_Do this:_
Without the pictures, output the lines of the material from the very first through the one that holds "MdArrowDropDown, MdChevronLeft, MdChevronRight".

_Data segment:_
************

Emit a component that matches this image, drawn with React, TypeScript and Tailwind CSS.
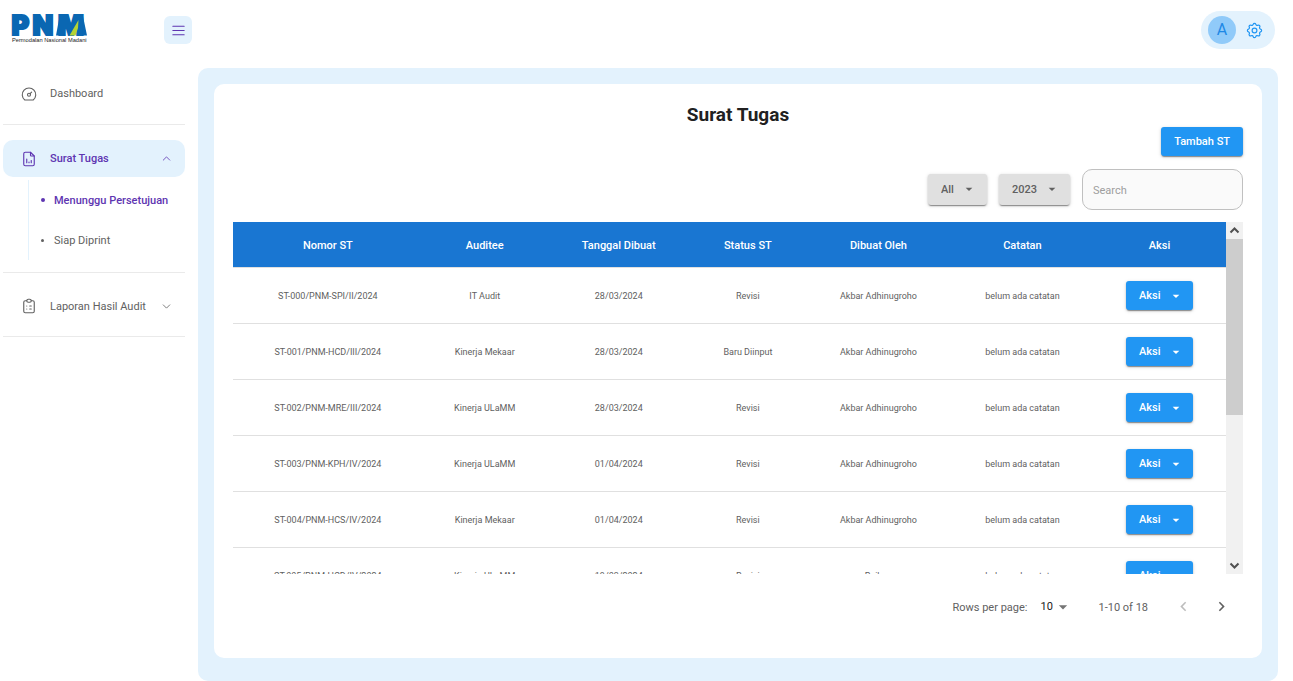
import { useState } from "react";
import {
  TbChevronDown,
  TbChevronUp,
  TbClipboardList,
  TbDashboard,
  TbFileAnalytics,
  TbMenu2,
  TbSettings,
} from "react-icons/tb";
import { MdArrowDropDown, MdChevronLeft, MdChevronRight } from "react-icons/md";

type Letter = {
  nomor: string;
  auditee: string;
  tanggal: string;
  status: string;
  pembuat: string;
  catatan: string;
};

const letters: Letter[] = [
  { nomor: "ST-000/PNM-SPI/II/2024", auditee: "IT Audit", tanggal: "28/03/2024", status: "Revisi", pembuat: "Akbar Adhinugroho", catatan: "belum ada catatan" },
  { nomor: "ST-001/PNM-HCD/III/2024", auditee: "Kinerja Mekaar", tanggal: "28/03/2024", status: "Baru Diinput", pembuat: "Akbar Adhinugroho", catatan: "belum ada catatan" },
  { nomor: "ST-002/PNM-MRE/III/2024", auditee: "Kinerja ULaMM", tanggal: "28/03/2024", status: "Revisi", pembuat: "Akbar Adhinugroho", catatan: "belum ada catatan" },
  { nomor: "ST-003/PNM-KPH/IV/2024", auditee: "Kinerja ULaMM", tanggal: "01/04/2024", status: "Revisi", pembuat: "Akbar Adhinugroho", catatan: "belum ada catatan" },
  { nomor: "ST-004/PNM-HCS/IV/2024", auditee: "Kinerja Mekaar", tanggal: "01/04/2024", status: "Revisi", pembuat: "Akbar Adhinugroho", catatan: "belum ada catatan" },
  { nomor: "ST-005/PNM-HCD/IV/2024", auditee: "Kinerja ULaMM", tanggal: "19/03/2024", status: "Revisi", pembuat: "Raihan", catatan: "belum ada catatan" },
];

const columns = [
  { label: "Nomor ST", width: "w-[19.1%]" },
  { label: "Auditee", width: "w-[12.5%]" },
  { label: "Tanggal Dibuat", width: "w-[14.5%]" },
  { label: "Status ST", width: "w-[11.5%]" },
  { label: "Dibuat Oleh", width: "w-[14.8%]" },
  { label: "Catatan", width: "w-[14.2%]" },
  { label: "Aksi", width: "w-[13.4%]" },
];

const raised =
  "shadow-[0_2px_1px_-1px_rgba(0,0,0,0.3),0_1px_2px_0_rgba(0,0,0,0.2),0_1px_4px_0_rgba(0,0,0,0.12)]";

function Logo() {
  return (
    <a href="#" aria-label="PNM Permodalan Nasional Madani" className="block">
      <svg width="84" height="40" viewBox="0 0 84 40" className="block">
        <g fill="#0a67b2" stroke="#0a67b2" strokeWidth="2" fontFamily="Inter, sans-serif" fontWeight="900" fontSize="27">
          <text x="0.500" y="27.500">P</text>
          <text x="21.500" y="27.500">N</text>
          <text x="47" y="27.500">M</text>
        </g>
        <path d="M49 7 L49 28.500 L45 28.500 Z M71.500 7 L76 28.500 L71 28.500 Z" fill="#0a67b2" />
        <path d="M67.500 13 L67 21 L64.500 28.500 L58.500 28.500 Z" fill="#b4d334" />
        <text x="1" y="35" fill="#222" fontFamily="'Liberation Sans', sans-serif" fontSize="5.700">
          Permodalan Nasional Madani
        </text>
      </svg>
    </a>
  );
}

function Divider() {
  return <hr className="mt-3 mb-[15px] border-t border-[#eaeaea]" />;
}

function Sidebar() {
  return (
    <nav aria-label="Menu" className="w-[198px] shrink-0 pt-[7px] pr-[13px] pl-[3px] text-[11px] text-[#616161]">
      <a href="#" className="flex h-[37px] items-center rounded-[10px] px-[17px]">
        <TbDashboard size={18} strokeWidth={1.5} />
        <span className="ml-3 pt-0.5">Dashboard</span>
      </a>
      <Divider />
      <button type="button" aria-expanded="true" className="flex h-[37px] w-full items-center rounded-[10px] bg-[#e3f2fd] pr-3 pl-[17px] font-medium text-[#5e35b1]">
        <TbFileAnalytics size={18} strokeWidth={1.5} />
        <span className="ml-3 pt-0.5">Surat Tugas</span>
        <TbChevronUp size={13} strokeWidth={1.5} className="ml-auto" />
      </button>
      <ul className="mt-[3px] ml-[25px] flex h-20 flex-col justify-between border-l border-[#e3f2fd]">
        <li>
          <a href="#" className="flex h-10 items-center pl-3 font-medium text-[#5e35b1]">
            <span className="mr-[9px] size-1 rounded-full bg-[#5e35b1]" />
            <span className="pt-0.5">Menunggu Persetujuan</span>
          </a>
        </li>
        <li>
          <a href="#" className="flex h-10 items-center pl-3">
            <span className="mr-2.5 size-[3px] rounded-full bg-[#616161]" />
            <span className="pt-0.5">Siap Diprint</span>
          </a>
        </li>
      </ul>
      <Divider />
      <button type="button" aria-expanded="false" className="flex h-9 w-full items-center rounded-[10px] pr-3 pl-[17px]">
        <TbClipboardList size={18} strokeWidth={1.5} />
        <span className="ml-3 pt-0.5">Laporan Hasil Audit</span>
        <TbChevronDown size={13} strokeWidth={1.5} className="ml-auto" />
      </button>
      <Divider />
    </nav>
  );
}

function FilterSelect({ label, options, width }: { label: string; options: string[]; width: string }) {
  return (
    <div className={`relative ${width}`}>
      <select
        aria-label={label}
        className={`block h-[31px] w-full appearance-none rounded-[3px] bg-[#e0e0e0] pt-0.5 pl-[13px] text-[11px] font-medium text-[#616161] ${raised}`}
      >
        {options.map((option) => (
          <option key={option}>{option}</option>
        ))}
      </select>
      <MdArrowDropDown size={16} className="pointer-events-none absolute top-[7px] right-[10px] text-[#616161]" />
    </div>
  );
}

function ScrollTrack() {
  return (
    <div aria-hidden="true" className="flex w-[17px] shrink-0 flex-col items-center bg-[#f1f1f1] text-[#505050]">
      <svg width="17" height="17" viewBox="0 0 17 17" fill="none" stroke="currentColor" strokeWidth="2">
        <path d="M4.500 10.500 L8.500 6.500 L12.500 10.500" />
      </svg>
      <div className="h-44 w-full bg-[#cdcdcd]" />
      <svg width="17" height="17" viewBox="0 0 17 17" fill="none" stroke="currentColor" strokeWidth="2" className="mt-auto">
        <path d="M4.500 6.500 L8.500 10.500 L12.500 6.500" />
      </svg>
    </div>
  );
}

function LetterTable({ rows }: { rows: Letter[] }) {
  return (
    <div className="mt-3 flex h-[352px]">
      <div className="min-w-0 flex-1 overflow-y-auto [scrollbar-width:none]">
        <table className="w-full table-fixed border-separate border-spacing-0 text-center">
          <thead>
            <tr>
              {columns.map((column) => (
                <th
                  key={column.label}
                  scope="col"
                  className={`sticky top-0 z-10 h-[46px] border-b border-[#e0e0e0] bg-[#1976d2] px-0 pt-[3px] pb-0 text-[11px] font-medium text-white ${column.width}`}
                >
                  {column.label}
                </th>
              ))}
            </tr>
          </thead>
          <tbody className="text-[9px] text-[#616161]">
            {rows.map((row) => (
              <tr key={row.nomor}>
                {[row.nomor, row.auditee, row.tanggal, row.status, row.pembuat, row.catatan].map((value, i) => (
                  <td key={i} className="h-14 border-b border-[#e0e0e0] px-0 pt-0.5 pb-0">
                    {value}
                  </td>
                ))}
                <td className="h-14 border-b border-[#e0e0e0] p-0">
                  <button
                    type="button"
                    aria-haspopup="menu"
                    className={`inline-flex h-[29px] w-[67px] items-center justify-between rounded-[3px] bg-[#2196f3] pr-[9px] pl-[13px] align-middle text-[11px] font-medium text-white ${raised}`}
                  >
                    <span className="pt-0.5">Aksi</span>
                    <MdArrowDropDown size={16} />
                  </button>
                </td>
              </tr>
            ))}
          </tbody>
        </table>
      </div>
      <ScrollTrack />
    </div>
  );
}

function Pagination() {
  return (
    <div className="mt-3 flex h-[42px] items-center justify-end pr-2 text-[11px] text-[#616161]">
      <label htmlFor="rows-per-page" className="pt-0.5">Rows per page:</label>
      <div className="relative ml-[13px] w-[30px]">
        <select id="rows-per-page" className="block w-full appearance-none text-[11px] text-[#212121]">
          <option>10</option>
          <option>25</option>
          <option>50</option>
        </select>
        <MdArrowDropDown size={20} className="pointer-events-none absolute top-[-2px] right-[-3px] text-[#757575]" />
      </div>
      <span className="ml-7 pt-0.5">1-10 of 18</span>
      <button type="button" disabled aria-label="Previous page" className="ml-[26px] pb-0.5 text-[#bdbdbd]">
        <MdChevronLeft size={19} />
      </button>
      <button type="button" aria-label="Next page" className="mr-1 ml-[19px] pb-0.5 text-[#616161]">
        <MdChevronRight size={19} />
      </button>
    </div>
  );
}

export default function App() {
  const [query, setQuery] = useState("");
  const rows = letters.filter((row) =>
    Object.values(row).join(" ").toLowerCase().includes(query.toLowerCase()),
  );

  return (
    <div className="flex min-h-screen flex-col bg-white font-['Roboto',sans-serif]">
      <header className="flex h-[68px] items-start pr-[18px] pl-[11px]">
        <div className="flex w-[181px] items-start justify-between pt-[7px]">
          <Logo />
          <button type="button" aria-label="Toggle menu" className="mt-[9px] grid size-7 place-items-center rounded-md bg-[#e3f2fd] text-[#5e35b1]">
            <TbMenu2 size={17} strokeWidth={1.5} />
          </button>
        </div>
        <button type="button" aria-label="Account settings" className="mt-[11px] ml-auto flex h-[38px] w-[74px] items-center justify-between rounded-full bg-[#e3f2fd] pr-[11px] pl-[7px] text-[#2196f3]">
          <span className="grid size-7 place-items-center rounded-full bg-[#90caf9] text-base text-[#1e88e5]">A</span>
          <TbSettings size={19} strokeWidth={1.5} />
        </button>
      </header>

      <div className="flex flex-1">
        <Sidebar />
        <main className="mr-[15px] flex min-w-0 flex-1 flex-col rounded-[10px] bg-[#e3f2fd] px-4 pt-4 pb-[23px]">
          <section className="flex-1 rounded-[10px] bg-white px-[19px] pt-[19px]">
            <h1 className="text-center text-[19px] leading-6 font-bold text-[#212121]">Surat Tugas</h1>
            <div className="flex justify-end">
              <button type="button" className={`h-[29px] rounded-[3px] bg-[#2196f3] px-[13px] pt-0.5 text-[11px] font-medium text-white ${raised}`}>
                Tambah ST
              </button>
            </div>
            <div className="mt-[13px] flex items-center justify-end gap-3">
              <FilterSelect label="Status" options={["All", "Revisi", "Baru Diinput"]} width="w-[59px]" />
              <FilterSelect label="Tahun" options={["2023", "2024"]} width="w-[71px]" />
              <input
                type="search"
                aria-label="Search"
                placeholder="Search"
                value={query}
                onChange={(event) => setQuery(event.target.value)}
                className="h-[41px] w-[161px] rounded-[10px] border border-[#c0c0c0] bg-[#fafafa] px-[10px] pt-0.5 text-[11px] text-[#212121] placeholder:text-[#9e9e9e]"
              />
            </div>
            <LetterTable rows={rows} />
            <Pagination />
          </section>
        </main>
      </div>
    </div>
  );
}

************

_Answer to this task:_
Emit a component that matches this image, drawn with React, TypeScript and Tailwind CSS.
import { useState } from "react";
import {
  TbChevronDown,
  TbChevronUp,
  TbClipboardList,
  TbDashboard,
  TbFileAnalytics,
  TbMenu2,
  TbSettings,
} from "react-icons/tb";
import { MdArrowDropDown, MdChevronLeft, MdChevronRight } from "react-icons/md";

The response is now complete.